Abstract. Estimation of erosion rate is an important component of landscape
evolution studies, particularly in settings where transience or spatial
variability in uplift or erosion generates diverse landform morphologies.
While bedrock rivers are often used to constrain the timing and magnitude of changes in baselevel lowering, hilltop curvature (or convexity), CHT, provides an additional opportunity to map variations in erosion rate given that average slope angle becomes insensitive to erosion rate owing to threshold slope processes. CHT measurement techniques applied in prior studies (e.g., polynomial functions), however, tend to be computationally
expensive when they rely on high-resolution topographic data such as lidar,
limiting the spatial extent of hillslope geomorphic studies to small study
regions. Alternative techniques such as spectral tools like continuous
wavelet transforms present an opportunity to rapidly document trends in
hilltop convexity across expansive areas. Here, we demonstrate how
continuous wavelet transforms (CWTs) can be used to calculate the Laplacian
of elevation, which we utilize to estimate erosion rate in three catchments
of the Oregon Coast Range that exhibit varying slope angle, slope length,
and hilltop convexity, implying differential erosion. We observe that
CHT values calculated with the CWT are similar to those obtained from
2D polynomial functions. Consistent with recent studies, we find that
erosion rates estimated with CHT from both CWTs and 2D polynomial
functions are consistent with erosion rates constrained with cosmogenic
radionuclides from stream sediments. Importantly, our CWT approach
calculates curvature at least 103 times more quickly than 2D
polynomials. This efficiency advantage of the CWT increases with domain
size. As such, continuous wavelet transforms provide a compelling approach
to rapidly quantify regional variations in erosion rate as well as
lithology, structure, and hillslope sediment transport processes, which are
encoded in hillslope morphology. Finally, we test the accuracy of CWT and 2D
polynomial techniques by constructing a series of synthetic hillslopes
generated by a theoretical nonlinear transport model that exhibit a range of
erosion rates and topographic noise characteristics.
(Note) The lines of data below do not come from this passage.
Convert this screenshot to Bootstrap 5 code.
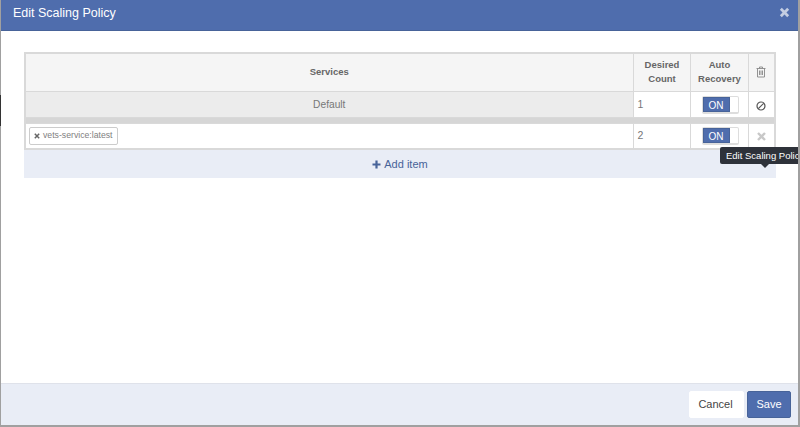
<!DOCTYPE html>
<html lang="en">
<head>
<meta charset="utf-8">
<title>Edit Scaling Policy</title>
<link href="https://cdn.jsdelivr.net/npm/bootstrap@5.3.0/dist/css/bootstrap.min.css" rel="stylesheet">
<style>
html,body{height:427px;overflow:hidden;background:#a0a0a0;}
body{font-family:"Liberation Sans",Arial,sans-serif;color:#555;font-size:11px;}
.shell{width:797px;height:425px;margin:0 0 0 1px;background:#fff;position:relative;}
.edge-mark{position:absolute;left:-1px;top:95px;width:1px;height:31px;background:#333;}
.head-bar{height:31px;background:#4f6dad;border-bottom:1px solid #476399;color:#fff;font-size:12.5px;padding:0 8px 6px 12px;}
.head-title{margin-top:2px;}
.close-x{color:#c3cde2;width:11px;height:11px;}
.body-area{height:352px;padding:21px 23px 0 23px;}
.policy-table{width:752px;table-layout:fixed;border-collapse:collapse;border:2px solid #d9d9d9;margin:0;}
.policy-table th,.policy-table td{border:1px solid #d9d9d9;padding:0;text-align:center;vertical-align:middle;}
.policy-table th{background:#f5f5f5;font-size:9.5px;font-weight:700;line-height:14px;height:38px;color:#666;padding-bottom:1px;}
.policy-table th.cell-shift{padding-left:1px;}
.policy-table td.cell-shift{padding-left:2px;}
.policy-table .row-default td{height:26px;padding-top:2px;}
.cell-default{background:#ececec;font-size:10.2px;color:#777;}
.policy-table td.cell-count{text-align:left;padding-left:4px;font-size:10.5px;color:#777;background:#fff;}
.row-gap td{height:6px;background:#d6d6d6;}
.row-item td{height:26px;}
.policy-table td.cell-tags{text-align:left;padding-left:3px;}
.tag-chip{display:inline-flex;align-items:center;gap:3px;height:18px;padding:0 4px;border:1px solid #ccc;border-radius:2px;font-size:8.7px;color:#808080;background:#fff;}
.toggle-box{display:inline-flex;width:37px;height:18px;border:1px solid #ddd;border-bottom-width:2px;border-radius:2px;background:#fff;vertical-align:middle;}
.toggle-on{width:27px;background:#4f6dad;border:1px solid #476399;color:#fff;font-size:10px;line-height:15px;text-align:center;}
.add-row{height:28px;width:752px;background:#e9edf6;color:#476399;font-size:11px;gap:3px;}
.foot-bar{height:42px;background:#e9edf6;border-top:1px solid #dfe2ea;padding-right:7px;gap:3px;}
.foot-btn{width:55px;height:27px;padding:0;font-size:11px;border-radius:2px;}
.btn-cancel{background:#fff;color:#444;border:1px solid #fff;padding-right:2px;}
.btn-save{width:44px;background:#4f6dad;color:#fff;border:1px solid #476399;}
.tip-box{position:absolute;left:719px;top:147px;background:#2e323a;color:#fff;font-size:9.5px;line-height:17px;height:17px;padding:0 0 0 6px;width:78px;white-space:nowrap;overflow:hidden;border-radius:2px 0 0 2px;}
.tip-arrow{position:absolute;left:760px;top:164px;width:0;height:0;border-left:4px solid transparent;border-right:4px solid transparent;border-top:4px solid #2e323a;}
</style>
</head>
<body>
<div class="shell">
  <span class="edge-mark"></span>
  <div class="head-bar d-flex align-items-center justify-content-between">
    <span class="head-title">Edit Scaling Policy</span>
    <svg class="close-x" viewBox="0 0 12 12" aria-hidden="true"><path d="M2 2 10 10M10 2 2 10" stroke="currentColor" stroke-width="3" fill="none"/></svg>
  </div>
  <div class="body-area">
    <table class="policy-table">
      <colgroup><col style="width:608px"><col style="width:57px"><col style="width:58px"><col></colgroup>
      <thead><tr>
        <th>Services</th>
        <th class="cell-shift">Desired<br>Count</th>
        <th class="cell-shift">Auto<br>Recovery</th>
        <th><svg width="10" height="12" viewBox="0 0 10 12" aria-hidden="true"><path d="M.5 2.500h9M3.500 2.500V1h3v1.500M1.500 2.500v8.500h7V2.500M3.500 4.500v4.500M5 4.500v4.500M6.500 4.500v4.500" stroke="#888" stroke-width=".9" fill="none"/></svg></th>
      </tr></thead>
      <tbody>
        <tr class="row-default">
          <td class="cell-default">Default</td>
          <td class="cell-count">1</td>
          <td class="cell-shift"><span class="toggle-box"><span class="toggle-on">ON</span></span></td>
          <td><svg width="10" height="10" viewBox="0 0 10 10" aria-hidden="true"><circle cx="5" cy="5" r="4" stroke="#555" stroke-width="1.200" fill="none"/><path d="M2.300 7.700 7.700 2.300" stroke="#555" stroke-width="1.200"/></svg></td>
        </tr>
        <tr class="row-gap"><td colspan="4"></td></tr>
        <tr class="row-item">
          <td class="cell-tags"><span class="tag-chip"><svg width="6" height="6" viewBox="0 0 6 6" aria-hidden="true"><path d="M.8.800 5.200 5.200M5.200.800 .8 5.200" stroke="#666" stroke-width="1.500"/></svg>vets-service:latest</span></td>
          <td class="cell-count">2</td>
          <td class="cell-shift"><span class="toggle-box"><span class="toggle-on">ON</span></span></td>
          <td><svg width="9" height="9" viewBox="0 0 9 9" aria-hidden="true"><path d="M1 1 8 8M8 1 1 8" stroke="#c8c8c8" stroke-width="2.400"/></svg></td>
        </tr>
      </tbody>
    </table>
    <div class="add-row d-flex align-items-center justify-content-center">
      <svg width="9" height="9" viewBox="0 0 9 9" aria-hidden="true"><path d="M4.500 .5v8M.5 4.500h8" stroke="#476399" stroke-width="2.200"/></svg>
      <span>Add item</span>
    </div>
  </div>
  <div class="foot-bar d-flex align-items-center justify-content-end">
    <button type="button" class="btn foot-btn btn-cancel">Cancel</button>
    <button type="button" class="btn foot-btn btn-save">Save</button>
  </div>
  <div class="tip-box">Edit Scaling Policy</div>
  <span class="tip-arrow"></span>
</div>
<script src="https://cdn.jsdelivr.net/npm/bootstrap@5.3.0/dist/js/bootstrap.bundle.min.js"></script>
</body>
</html>
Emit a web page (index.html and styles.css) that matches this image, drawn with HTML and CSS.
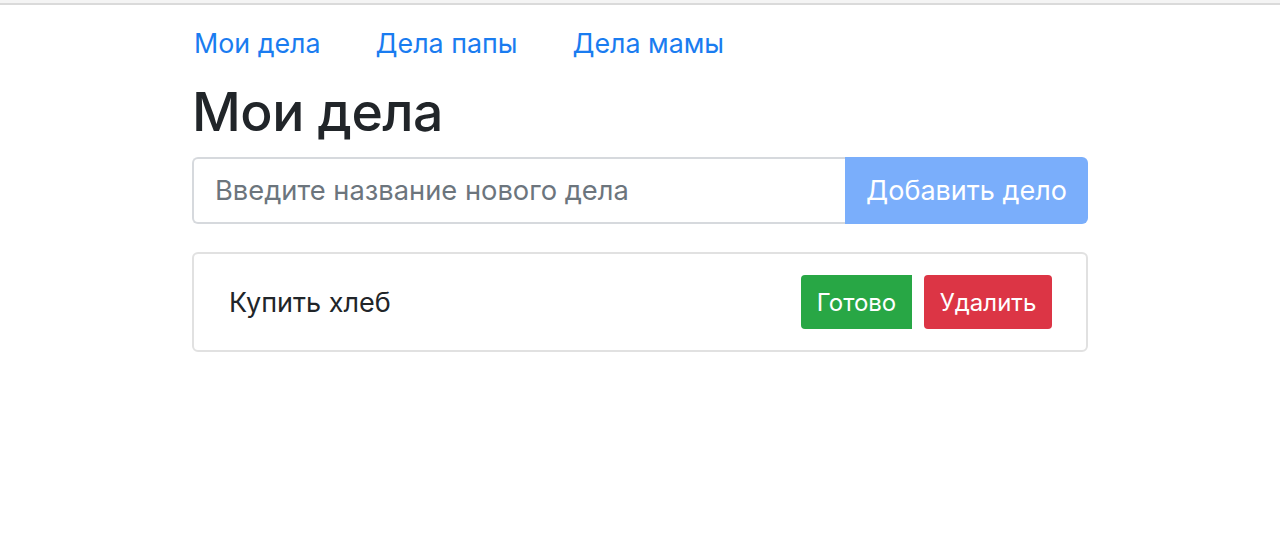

Notably, we find that
neither CWTs nor 2D polynomials reproduce the theoretically prescribed
CHT value for hillslopes experiencing moderate to fast erosion rates,
even when no topographic noise is added. Rather, CHT is systematically
underestimated, producing a power law relationship between erosion rate and
CHT that can be attributed to the increasing prominence of planar
hillslopes that narrow the zone of hilltop convexity as erosion rate
increases. As such, we recommend careful consideration of measurement length
scale when applying CHT to estimate erosion rate in moderate to
fast-eroding landscapes, where curvature measurement techniques may be prone to systematic underestimation.